### Required work
Of the lines in this listing, how many contain the word "React"? Give the number and nothing else.

Start of Dataset excerpt

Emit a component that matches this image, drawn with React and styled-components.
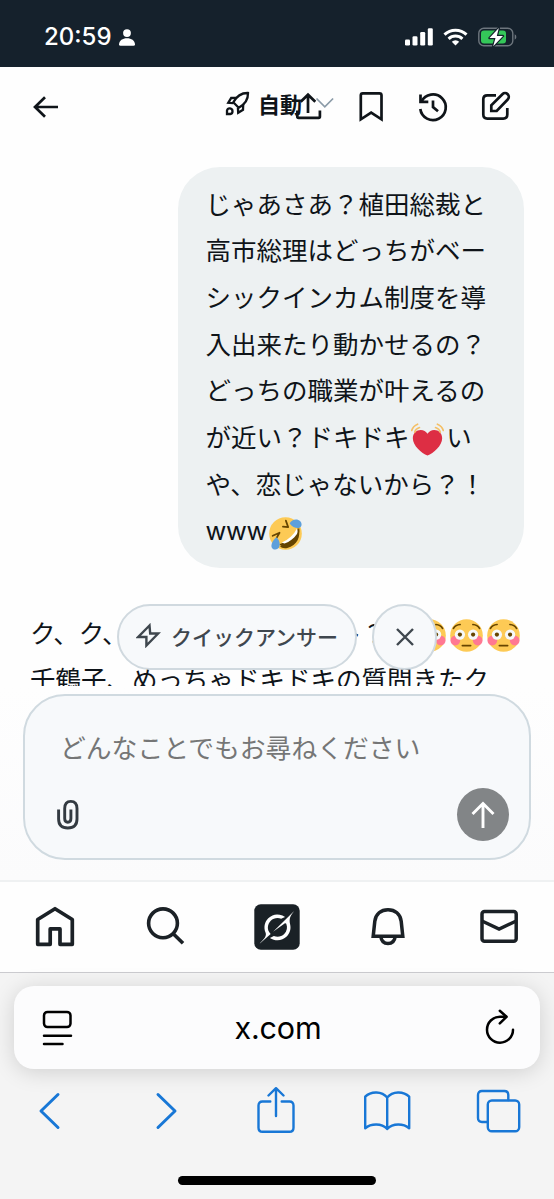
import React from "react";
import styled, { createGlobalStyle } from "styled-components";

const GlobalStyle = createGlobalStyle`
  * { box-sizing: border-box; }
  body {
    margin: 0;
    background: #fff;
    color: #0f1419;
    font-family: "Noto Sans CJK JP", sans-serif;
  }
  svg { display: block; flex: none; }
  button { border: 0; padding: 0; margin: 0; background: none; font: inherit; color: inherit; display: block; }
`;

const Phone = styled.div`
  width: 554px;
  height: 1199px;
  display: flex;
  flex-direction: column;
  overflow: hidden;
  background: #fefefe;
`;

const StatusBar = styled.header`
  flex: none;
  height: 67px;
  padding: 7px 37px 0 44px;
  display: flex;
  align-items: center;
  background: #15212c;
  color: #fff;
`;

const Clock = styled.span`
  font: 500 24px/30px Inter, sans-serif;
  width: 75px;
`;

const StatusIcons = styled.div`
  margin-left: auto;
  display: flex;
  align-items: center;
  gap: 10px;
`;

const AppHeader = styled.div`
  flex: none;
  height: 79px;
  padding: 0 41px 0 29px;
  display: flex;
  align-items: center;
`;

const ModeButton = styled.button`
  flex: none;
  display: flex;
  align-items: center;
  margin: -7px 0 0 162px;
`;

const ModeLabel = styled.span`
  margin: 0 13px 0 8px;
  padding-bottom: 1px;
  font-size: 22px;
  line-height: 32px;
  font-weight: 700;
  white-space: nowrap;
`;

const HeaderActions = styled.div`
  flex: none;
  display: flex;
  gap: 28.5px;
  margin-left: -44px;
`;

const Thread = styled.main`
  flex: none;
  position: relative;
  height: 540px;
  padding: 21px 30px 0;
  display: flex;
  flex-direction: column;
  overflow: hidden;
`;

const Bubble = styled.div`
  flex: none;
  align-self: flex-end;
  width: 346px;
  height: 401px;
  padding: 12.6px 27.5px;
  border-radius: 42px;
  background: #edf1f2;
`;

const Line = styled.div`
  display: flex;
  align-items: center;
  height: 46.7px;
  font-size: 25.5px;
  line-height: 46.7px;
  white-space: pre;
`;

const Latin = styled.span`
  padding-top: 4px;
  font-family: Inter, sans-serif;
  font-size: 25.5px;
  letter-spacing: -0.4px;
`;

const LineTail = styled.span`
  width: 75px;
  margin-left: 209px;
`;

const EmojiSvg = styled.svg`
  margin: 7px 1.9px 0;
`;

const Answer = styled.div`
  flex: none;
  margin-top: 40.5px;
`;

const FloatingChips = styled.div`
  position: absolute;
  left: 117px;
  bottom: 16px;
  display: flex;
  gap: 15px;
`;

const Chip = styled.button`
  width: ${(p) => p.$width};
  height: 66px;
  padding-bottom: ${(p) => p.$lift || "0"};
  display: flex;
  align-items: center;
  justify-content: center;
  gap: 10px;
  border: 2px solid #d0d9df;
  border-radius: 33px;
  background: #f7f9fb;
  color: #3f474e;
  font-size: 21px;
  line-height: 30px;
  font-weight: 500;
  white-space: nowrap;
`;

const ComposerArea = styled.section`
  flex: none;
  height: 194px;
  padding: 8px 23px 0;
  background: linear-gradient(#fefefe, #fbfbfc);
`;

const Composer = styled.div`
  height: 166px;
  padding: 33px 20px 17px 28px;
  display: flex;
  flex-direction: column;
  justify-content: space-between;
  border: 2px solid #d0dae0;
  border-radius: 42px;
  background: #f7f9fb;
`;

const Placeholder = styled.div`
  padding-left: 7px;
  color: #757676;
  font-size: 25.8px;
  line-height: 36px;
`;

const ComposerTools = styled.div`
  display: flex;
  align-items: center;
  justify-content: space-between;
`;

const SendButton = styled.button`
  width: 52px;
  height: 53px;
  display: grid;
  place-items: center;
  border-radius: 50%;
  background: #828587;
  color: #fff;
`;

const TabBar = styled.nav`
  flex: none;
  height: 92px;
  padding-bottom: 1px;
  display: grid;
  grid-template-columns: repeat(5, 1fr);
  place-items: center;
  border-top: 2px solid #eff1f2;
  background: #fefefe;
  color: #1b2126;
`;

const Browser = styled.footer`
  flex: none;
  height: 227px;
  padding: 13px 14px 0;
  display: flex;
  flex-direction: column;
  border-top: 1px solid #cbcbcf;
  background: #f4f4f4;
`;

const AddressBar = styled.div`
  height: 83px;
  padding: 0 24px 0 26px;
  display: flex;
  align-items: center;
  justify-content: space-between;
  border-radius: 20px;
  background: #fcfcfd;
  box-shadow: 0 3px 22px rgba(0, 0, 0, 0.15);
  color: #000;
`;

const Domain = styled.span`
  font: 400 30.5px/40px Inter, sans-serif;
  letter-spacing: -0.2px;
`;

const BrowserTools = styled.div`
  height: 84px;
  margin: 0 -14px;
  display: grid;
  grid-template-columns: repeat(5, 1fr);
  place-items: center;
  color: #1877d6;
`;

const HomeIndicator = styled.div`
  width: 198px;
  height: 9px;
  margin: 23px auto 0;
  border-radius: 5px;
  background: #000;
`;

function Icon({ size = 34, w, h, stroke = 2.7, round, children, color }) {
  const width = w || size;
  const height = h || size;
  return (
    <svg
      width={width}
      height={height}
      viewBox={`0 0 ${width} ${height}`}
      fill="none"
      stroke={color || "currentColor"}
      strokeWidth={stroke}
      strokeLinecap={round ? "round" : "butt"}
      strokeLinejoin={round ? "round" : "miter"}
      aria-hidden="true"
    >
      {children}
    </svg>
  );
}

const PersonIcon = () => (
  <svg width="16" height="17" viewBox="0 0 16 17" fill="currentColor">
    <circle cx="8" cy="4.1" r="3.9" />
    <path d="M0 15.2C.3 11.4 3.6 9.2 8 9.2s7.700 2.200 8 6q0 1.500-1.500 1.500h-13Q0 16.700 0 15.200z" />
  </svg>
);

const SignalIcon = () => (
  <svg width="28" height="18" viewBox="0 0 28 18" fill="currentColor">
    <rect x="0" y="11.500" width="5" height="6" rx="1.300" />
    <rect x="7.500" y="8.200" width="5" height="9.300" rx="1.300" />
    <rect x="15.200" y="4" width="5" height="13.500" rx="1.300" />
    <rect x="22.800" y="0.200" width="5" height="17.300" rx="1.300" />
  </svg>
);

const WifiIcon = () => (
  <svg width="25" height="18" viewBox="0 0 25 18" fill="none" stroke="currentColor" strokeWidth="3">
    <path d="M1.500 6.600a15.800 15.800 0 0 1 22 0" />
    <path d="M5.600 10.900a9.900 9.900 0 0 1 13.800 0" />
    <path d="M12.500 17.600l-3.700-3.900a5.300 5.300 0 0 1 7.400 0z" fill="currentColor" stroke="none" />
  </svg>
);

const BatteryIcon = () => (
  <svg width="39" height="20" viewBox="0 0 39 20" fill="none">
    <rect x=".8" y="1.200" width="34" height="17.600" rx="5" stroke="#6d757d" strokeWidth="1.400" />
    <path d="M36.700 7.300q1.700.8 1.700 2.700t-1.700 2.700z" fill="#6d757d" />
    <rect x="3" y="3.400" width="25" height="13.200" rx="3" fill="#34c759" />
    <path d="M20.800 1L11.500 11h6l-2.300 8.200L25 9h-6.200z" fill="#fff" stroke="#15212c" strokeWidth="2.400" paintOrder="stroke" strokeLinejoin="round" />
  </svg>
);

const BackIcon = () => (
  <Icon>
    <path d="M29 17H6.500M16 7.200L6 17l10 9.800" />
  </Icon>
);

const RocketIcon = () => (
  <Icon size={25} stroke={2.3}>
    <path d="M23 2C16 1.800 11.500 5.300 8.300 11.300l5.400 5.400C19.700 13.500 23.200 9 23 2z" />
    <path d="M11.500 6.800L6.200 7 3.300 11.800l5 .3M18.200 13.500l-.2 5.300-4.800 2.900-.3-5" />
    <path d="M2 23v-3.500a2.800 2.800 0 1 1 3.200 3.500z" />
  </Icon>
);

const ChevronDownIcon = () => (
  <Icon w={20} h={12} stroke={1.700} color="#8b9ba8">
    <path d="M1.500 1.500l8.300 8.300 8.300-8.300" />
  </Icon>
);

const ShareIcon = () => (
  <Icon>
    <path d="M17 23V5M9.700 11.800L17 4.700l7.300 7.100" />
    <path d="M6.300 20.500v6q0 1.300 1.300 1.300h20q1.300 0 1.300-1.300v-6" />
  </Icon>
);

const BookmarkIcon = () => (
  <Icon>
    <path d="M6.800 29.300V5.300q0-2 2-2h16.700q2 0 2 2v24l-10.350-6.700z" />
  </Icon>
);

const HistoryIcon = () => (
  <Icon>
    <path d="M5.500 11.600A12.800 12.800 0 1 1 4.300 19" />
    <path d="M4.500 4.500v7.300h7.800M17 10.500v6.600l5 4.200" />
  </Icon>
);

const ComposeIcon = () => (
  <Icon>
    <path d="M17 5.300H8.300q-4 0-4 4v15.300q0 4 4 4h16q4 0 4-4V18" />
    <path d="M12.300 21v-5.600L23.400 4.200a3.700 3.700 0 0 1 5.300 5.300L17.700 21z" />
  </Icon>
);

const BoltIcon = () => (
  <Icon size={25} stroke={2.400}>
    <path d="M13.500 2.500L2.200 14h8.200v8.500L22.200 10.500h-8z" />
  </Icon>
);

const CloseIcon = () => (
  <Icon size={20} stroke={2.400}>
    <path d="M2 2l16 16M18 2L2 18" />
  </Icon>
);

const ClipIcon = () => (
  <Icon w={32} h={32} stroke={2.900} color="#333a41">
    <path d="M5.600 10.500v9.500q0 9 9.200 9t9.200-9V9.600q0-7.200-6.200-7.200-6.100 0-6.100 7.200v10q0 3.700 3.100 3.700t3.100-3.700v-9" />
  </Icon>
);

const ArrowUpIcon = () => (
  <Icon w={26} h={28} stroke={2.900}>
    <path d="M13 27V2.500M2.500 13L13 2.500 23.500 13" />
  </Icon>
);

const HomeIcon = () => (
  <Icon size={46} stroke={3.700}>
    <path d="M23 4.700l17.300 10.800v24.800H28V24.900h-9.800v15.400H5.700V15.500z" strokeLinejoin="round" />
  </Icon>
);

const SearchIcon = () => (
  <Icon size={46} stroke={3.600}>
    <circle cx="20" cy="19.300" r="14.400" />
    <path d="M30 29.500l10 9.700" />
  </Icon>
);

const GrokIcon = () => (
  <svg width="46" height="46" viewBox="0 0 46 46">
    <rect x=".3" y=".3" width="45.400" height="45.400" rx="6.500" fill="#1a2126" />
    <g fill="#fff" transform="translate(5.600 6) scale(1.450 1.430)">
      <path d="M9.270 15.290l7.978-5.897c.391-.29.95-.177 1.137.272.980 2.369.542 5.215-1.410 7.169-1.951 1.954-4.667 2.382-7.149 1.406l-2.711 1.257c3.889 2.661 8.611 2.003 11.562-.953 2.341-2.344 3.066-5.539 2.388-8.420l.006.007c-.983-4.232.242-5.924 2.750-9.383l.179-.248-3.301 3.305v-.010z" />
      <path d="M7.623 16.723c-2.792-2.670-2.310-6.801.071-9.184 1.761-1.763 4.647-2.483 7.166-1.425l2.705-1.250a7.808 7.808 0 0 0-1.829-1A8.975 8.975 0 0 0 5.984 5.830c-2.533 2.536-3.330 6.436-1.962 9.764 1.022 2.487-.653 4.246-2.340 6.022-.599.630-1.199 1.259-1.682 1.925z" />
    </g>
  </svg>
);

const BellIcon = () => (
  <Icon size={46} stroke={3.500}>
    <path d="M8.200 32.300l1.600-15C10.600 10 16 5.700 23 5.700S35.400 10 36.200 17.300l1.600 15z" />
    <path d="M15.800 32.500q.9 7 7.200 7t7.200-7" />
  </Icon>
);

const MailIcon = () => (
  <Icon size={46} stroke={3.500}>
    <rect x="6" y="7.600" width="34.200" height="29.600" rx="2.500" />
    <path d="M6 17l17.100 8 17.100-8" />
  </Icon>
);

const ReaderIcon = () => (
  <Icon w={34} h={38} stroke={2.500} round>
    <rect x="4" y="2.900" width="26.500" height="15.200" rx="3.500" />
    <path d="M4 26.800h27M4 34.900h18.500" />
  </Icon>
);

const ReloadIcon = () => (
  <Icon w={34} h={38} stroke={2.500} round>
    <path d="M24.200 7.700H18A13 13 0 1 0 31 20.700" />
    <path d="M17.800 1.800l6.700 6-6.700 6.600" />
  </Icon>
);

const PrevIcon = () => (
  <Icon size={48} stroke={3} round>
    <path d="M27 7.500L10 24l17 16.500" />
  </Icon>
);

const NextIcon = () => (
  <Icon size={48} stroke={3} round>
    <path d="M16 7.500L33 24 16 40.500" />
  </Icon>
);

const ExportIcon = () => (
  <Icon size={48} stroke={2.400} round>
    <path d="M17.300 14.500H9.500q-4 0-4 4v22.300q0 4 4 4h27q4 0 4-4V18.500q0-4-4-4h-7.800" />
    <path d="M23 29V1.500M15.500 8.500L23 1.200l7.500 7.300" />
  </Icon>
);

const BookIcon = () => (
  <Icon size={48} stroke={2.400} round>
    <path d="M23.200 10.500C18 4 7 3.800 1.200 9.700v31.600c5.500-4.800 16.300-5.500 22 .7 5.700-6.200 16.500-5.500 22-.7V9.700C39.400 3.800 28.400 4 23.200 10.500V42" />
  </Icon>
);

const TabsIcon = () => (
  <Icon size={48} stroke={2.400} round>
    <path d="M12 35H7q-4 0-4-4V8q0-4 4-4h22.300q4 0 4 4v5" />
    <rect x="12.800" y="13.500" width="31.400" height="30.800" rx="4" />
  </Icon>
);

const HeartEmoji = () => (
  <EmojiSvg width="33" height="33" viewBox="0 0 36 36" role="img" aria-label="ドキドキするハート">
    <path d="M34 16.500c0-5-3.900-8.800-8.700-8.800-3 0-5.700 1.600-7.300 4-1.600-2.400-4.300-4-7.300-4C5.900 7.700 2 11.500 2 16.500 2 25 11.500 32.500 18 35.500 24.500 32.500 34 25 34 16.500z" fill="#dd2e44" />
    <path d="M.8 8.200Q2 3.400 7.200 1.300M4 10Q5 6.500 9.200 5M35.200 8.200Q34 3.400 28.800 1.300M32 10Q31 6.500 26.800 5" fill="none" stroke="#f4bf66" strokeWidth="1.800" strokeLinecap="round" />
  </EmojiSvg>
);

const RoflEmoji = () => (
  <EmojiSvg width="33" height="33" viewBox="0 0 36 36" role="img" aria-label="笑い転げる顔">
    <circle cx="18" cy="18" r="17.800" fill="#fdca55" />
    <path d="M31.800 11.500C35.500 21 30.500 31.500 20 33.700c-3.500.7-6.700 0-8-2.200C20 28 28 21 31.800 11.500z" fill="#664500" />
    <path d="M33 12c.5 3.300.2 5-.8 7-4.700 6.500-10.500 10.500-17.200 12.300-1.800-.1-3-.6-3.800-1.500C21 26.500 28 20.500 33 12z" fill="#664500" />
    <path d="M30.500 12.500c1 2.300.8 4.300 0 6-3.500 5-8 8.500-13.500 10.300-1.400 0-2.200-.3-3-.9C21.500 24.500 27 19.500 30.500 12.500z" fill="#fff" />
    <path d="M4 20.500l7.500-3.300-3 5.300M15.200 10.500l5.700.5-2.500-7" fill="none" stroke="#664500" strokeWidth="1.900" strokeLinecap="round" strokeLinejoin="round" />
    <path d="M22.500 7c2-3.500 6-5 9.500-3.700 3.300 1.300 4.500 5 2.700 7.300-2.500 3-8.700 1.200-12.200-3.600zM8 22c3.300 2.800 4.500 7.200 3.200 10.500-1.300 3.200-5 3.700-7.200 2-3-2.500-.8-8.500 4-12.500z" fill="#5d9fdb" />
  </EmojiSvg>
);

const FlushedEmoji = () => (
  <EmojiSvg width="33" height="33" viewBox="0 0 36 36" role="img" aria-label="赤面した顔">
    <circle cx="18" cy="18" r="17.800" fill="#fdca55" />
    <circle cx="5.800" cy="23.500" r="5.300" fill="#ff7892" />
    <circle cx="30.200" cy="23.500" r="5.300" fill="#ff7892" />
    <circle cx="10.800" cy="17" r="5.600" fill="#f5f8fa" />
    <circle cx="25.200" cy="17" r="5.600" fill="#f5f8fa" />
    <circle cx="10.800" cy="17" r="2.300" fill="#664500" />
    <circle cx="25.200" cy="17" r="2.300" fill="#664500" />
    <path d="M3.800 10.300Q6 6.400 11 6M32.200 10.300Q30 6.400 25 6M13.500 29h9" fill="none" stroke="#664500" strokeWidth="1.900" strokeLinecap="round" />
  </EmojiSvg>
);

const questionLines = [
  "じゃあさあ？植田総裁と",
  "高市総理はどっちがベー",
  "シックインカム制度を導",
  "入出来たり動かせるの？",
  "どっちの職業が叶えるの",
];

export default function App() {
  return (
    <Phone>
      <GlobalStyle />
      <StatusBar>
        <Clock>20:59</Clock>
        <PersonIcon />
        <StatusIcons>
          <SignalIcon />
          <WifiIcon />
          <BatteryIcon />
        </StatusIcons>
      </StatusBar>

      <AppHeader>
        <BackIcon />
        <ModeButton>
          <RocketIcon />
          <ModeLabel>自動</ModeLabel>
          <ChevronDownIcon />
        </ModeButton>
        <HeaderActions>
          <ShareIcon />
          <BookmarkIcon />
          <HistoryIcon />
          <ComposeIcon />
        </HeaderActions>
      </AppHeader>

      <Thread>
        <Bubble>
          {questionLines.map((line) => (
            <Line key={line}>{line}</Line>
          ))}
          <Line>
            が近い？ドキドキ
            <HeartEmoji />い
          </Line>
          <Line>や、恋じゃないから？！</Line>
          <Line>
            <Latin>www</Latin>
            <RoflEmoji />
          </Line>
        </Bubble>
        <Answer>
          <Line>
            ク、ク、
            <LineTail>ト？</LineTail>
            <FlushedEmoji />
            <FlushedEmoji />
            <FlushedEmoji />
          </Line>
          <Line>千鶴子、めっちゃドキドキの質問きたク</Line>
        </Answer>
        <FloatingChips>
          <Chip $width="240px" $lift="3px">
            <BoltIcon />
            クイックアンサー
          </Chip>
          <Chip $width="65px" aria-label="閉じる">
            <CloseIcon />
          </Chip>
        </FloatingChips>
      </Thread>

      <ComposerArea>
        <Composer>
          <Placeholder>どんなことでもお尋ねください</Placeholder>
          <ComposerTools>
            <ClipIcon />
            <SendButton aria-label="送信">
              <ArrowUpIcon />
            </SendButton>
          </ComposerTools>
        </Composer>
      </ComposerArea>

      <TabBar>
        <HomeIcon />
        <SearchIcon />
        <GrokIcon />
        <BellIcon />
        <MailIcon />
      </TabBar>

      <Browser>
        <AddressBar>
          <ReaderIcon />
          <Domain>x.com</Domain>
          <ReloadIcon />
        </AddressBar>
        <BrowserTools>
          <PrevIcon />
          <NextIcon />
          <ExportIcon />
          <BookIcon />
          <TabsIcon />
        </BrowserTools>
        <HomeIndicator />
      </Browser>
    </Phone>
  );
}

End of Dataset excerpt

### Exercise response
2